-- start --

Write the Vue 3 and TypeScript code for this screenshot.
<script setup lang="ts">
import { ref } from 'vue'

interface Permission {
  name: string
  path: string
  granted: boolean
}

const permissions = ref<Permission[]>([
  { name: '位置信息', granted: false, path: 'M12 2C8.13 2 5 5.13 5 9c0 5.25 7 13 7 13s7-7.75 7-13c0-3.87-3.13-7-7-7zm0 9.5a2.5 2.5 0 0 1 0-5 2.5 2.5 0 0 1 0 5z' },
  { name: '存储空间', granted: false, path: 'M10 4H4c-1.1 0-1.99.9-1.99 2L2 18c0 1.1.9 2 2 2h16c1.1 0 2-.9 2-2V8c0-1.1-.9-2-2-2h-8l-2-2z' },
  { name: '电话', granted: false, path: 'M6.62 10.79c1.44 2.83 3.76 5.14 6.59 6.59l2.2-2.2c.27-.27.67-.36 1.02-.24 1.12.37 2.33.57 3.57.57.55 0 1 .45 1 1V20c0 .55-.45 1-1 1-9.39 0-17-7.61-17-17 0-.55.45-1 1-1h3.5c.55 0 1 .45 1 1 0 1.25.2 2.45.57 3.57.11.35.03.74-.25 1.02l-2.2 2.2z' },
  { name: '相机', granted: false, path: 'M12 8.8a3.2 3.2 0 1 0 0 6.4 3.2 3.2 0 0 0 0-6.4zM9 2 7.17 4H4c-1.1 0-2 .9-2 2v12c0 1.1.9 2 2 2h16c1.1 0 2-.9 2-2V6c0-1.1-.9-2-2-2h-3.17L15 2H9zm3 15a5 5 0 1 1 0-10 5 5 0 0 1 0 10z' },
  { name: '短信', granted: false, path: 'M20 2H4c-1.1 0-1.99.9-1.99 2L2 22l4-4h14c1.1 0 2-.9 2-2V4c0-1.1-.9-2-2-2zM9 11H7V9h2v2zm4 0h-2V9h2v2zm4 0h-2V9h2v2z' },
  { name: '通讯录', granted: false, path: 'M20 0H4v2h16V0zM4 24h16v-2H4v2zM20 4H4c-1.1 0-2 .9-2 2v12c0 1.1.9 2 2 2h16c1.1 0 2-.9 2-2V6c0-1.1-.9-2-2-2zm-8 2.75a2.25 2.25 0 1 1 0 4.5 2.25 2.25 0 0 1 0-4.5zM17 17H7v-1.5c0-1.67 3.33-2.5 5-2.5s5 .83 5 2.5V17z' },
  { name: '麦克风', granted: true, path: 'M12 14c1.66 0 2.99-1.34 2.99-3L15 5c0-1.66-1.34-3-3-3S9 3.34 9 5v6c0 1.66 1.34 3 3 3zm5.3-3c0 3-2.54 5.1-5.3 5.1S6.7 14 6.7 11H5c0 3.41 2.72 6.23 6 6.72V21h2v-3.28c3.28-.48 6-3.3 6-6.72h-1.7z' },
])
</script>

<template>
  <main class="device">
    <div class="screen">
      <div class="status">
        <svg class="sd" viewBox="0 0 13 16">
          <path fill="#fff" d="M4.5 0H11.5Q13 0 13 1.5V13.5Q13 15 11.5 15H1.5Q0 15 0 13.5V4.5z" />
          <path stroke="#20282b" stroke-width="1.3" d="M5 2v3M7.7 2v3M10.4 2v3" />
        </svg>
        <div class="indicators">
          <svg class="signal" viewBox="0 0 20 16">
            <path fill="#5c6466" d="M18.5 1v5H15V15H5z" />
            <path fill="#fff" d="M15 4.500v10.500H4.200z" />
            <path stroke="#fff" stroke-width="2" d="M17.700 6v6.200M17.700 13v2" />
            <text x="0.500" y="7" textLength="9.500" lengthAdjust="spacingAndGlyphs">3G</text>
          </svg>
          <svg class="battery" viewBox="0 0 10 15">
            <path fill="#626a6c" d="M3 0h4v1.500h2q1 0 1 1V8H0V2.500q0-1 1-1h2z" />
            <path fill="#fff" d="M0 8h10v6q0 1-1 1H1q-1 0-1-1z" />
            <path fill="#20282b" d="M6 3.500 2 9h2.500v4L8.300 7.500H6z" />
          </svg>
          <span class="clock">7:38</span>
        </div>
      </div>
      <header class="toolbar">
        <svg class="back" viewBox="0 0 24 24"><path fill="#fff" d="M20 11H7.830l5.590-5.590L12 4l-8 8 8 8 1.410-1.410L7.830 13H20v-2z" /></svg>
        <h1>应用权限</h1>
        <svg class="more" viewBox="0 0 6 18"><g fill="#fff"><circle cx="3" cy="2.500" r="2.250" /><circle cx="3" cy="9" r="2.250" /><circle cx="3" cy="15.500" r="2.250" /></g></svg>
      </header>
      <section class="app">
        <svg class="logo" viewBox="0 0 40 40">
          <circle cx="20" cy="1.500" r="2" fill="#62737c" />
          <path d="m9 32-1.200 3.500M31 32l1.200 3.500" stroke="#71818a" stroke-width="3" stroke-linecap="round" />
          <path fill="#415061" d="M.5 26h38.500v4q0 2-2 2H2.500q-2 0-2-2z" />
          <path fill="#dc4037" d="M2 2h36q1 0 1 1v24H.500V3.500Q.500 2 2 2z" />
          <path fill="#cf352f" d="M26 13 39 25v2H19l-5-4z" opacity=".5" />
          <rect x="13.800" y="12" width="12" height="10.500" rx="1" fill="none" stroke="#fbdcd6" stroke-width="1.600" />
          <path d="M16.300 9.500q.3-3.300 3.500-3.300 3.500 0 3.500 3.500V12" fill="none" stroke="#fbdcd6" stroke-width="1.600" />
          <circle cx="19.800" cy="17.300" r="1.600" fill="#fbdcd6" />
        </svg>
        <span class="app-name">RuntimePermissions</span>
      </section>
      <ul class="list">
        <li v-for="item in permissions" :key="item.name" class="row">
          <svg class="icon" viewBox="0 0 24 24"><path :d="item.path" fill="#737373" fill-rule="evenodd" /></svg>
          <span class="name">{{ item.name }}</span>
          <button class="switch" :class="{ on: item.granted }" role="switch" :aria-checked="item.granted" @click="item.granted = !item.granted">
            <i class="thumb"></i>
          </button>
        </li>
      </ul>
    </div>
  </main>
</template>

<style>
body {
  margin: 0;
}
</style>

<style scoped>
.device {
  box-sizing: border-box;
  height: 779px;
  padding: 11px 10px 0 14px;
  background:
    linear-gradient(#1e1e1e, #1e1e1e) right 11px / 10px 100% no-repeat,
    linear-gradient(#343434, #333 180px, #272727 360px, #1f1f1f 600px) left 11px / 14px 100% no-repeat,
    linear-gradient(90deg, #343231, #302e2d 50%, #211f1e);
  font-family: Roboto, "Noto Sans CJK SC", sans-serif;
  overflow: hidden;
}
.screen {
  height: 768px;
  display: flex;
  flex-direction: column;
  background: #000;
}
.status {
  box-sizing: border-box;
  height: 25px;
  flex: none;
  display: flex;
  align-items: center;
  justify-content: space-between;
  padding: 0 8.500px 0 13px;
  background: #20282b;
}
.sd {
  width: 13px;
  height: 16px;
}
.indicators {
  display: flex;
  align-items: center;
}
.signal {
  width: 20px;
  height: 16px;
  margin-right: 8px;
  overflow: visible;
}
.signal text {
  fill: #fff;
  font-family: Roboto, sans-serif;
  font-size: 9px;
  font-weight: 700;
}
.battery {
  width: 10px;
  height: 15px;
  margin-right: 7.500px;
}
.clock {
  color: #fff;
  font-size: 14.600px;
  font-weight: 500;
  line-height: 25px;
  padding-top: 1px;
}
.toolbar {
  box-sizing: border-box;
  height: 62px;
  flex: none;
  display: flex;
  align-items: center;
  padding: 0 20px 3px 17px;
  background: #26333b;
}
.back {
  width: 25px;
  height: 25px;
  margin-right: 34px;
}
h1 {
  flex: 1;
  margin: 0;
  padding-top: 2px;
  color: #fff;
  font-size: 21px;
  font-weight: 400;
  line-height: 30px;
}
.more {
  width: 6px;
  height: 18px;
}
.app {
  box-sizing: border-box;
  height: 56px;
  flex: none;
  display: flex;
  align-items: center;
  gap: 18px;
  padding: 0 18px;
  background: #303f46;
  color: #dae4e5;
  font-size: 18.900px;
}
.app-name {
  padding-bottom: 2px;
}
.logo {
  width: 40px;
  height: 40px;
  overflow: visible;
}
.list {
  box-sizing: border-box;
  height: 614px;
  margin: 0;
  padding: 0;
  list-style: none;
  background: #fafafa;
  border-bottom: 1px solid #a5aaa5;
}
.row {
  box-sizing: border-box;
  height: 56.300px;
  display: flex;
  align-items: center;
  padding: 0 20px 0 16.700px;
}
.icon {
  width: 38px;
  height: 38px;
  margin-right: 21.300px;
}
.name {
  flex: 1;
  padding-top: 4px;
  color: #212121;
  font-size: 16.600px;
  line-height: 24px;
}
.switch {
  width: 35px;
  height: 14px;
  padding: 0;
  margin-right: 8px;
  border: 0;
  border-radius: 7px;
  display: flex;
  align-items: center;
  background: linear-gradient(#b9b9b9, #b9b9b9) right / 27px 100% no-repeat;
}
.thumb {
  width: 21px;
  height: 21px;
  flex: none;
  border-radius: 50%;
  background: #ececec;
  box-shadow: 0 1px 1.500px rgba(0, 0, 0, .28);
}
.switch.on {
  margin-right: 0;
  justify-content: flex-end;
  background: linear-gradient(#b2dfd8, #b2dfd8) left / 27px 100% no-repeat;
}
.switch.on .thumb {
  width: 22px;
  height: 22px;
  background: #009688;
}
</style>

-- end --
-- start --

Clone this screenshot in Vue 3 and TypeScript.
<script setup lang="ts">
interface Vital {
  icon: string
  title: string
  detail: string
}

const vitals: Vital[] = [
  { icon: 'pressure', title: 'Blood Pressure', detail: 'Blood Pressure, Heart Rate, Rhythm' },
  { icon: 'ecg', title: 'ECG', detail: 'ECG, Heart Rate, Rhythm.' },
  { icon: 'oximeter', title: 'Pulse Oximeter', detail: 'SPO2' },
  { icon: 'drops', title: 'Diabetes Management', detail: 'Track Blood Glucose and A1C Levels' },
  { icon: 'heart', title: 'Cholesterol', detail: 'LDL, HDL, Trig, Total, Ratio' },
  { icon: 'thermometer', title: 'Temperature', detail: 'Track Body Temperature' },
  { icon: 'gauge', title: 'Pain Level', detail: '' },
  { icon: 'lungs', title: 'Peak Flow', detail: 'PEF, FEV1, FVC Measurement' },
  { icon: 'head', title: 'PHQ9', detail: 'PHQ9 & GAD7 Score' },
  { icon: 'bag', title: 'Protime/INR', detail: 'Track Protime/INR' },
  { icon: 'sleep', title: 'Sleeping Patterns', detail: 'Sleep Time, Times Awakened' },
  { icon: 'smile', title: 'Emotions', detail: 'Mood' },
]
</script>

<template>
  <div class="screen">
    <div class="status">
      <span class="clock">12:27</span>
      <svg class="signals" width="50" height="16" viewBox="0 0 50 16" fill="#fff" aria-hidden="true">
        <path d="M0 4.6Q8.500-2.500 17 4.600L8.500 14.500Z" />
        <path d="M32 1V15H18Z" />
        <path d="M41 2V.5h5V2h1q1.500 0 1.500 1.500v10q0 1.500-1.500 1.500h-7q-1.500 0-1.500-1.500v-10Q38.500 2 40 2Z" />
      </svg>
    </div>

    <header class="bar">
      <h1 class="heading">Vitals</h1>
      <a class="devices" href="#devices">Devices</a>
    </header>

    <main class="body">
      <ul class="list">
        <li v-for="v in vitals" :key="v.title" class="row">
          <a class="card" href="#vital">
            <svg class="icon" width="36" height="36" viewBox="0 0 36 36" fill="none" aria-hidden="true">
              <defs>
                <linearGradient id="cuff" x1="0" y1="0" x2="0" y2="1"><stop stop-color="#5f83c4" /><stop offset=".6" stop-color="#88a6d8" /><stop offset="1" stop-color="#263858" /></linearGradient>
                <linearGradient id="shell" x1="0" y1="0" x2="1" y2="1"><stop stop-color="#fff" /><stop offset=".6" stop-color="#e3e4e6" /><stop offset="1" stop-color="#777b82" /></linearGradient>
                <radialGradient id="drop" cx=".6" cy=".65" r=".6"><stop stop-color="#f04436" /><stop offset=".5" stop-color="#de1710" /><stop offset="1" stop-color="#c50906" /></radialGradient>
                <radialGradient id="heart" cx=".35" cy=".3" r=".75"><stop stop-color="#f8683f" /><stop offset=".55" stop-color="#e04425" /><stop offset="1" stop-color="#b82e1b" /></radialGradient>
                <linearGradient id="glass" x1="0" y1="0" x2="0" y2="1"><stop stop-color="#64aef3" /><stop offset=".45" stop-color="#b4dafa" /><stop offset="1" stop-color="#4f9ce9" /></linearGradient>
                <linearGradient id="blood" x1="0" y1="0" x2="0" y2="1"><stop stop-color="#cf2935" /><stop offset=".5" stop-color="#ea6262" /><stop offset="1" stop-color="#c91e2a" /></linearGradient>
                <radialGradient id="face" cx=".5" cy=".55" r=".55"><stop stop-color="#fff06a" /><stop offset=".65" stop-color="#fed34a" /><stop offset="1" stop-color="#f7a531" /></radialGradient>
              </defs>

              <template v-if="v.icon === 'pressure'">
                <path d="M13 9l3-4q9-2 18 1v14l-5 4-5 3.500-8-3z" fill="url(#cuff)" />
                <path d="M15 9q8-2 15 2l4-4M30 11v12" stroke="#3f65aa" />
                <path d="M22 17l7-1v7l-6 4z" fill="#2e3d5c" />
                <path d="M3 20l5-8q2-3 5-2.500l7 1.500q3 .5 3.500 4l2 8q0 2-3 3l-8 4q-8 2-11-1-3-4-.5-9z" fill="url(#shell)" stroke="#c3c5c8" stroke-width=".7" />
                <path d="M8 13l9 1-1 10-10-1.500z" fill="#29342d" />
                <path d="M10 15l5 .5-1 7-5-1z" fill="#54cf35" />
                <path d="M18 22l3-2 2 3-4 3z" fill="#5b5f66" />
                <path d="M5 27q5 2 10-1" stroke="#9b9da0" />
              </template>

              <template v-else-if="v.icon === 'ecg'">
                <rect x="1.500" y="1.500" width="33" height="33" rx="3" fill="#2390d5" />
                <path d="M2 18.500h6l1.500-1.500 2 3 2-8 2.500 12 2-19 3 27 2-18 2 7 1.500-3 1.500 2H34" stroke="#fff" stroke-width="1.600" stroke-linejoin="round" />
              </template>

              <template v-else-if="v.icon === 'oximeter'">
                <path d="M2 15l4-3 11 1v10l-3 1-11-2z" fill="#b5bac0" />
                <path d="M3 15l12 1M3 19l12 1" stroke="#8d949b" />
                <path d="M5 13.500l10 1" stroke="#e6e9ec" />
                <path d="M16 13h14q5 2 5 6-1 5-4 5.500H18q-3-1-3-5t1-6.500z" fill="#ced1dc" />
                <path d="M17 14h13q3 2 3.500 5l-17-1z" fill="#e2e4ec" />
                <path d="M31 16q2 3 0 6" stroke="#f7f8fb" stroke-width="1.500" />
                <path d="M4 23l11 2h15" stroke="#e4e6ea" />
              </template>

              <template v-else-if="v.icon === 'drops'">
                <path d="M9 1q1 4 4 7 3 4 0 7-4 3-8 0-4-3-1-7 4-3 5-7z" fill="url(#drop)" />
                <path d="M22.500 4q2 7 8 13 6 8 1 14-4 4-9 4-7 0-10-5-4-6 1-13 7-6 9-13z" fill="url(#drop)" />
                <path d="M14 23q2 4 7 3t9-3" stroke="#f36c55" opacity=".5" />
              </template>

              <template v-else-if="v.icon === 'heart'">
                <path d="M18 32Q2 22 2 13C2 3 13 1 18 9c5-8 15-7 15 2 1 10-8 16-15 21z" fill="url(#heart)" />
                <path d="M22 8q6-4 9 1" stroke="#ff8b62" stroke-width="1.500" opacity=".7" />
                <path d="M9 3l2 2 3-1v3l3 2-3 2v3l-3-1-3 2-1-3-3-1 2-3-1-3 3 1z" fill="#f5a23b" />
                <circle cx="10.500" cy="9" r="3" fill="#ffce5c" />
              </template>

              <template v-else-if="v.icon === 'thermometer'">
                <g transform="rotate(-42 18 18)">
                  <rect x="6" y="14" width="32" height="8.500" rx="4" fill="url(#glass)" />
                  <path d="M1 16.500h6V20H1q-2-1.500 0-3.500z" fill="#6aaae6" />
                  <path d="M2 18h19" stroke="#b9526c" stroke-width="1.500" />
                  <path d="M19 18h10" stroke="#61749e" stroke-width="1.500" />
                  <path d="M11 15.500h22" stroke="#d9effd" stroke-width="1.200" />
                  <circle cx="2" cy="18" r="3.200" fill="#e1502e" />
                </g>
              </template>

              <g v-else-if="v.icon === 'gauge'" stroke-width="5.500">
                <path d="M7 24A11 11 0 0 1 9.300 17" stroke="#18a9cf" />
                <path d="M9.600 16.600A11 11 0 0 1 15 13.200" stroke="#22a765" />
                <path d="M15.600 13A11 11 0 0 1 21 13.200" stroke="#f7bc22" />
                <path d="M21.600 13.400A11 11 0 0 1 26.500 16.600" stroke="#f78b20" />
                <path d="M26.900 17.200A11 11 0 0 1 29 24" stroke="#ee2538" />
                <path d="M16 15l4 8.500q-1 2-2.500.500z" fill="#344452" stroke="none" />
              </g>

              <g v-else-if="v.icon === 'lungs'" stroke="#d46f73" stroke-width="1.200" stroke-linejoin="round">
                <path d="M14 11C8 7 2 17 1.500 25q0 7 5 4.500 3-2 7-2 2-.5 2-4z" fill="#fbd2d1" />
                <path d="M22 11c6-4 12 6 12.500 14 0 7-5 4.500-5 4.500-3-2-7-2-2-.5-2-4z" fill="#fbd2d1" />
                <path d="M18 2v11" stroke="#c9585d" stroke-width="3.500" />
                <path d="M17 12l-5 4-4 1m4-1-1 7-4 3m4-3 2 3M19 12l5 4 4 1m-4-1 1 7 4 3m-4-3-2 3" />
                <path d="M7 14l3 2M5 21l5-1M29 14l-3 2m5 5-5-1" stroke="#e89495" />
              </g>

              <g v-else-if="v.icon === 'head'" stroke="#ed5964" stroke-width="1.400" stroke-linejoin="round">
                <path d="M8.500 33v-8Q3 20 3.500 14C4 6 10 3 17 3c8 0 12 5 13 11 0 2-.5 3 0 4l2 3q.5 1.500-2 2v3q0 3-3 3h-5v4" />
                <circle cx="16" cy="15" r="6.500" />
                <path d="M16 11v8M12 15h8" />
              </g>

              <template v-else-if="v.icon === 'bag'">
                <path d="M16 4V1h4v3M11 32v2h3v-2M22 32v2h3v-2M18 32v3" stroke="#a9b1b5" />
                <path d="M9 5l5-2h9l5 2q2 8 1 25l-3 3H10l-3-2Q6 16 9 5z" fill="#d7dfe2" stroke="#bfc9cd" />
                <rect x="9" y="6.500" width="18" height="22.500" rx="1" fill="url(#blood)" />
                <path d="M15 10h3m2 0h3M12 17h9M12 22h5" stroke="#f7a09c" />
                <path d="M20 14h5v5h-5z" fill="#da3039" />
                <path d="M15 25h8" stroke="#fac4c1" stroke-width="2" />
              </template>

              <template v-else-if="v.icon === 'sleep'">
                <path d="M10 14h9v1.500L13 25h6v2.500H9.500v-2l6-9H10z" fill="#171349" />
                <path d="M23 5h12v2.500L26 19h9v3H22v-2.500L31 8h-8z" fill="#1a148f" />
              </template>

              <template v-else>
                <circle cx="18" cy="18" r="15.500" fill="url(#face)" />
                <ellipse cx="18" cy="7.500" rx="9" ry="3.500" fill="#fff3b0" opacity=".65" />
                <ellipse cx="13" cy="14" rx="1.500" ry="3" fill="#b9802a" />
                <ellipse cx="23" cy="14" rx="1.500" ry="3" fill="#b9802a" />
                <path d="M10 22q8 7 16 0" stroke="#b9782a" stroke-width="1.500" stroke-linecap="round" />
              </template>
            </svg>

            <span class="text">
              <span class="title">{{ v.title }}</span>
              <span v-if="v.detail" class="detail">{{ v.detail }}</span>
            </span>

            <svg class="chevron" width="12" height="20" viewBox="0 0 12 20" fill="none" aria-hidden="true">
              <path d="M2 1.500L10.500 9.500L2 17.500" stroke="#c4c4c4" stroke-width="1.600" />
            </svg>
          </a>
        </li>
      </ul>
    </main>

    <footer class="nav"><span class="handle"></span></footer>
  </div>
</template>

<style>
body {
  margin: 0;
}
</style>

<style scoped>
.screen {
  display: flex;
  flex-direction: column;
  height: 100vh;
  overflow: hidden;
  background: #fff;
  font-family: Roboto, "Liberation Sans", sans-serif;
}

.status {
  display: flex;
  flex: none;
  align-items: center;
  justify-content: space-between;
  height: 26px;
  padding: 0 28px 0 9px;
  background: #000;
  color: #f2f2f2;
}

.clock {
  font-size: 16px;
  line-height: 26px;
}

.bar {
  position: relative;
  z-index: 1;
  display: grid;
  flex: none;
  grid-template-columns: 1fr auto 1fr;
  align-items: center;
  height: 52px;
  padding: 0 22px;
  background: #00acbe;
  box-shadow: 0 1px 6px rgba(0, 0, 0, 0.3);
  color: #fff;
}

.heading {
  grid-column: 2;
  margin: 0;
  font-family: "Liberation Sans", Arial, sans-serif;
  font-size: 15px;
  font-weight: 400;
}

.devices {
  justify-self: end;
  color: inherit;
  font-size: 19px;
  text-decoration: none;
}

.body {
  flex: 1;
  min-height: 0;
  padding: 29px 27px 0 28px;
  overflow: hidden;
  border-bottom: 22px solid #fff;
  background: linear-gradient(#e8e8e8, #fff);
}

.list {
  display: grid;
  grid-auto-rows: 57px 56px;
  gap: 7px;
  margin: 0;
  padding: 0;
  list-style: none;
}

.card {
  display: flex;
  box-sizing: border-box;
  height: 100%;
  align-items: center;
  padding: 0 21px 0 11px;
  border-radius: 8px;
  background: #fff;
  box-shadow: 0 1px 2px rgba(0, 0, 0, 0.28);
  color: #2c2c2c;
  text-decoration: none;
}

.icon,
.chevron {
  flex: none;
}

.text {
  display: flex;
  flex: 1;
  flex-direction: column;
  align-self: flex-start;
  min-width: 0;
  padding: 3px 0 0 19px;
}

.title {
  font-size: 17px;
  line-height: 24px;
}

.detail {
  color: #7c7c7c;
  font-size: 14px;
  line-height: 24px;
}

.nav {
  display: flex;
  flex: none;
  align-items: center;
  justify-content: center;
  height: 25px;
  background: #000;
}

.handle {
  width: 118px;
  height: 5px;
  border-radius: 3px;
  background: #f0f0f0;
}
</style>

-- end --

Look through the data above. Copy every line with the string "this" in it.

▶ THE COMPLETED TASK:
Write the Vue 3 and TypeScript code for this screenshot.
Clone this screenshot in Vue 3 and TypeScript.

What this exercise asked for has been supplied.